7. Iterators, Particularly for Lists (Section 15.1 of the book)

   1. The purpose of an iterator in Java is to provide the means to return all the elements of a collection, without having to know the underlying data structure within the collection.

   2. The examples in Chapter 15 of the book provide a good introduction.

   3. Java provides an Iterator interface with these key methods:

      1. next -- return the next element in a collection

      2. hasNext -- return true if not at the end of a collection

   4. There is also a ListIterator interface with these key methods:

      1. next -- return the next element in the list

      2. hasnext -- return true if not at end of the list

      3. previous -- return the previous element in the list

      4. hasPrevious -- return true if not at the start of the list

   5. All Java Lists implement the listIterator, meaning they must provide all of its methods.

      1. A list iterator starts at beginning of list and returns elements in sequential order.
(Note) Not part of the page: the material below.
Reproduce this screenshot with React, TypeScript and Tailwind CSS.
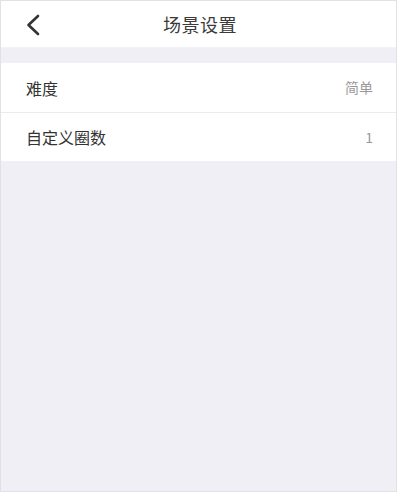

      2. Iterators can be used conveniently in a for loop, as in the following example that prints all the persons in a person list:
         

         for (Person p : PersonList) {
             System.out.println(p);
         }
         

   6. There are further code examples from the book in 102/examples/book/ch15/impllist/ListIterator.java and 102/examples/book/ch15/impllist/ListTester.java
   
   
   

8. Two More Widely-Used Data Structure -- Stacks and Queues (Section 15.4 of the book).

   1. Stacks and queues are used all over the place in programming.

   2. Section 15.4 of the book is a good introduction.

   3. A stack is a last-in-first-out -- LIFO data structure.

   4. A queue is a first-in-first-out -- FIFO data structure.

   5. The key stack operations are:

      1. push -- add to the top

      2. pop -- remove from the top

      3. peek -- get top, no remove

   6. The key queue operations are:

      1. enqueue -- add to the end

      2. dequeue -- remove from the front

      3. getFirst -- get first, no remove
   
   
   

9. List Implementation of Stacks and Queues

   1. Should we use and ArrayList or LinkedList to implement stacks and queues?

   2. In class, we'll consider the operations of each and examine the implementation trade offs.

   3. You'll be covering these two data structures in much more detail in CSC 103.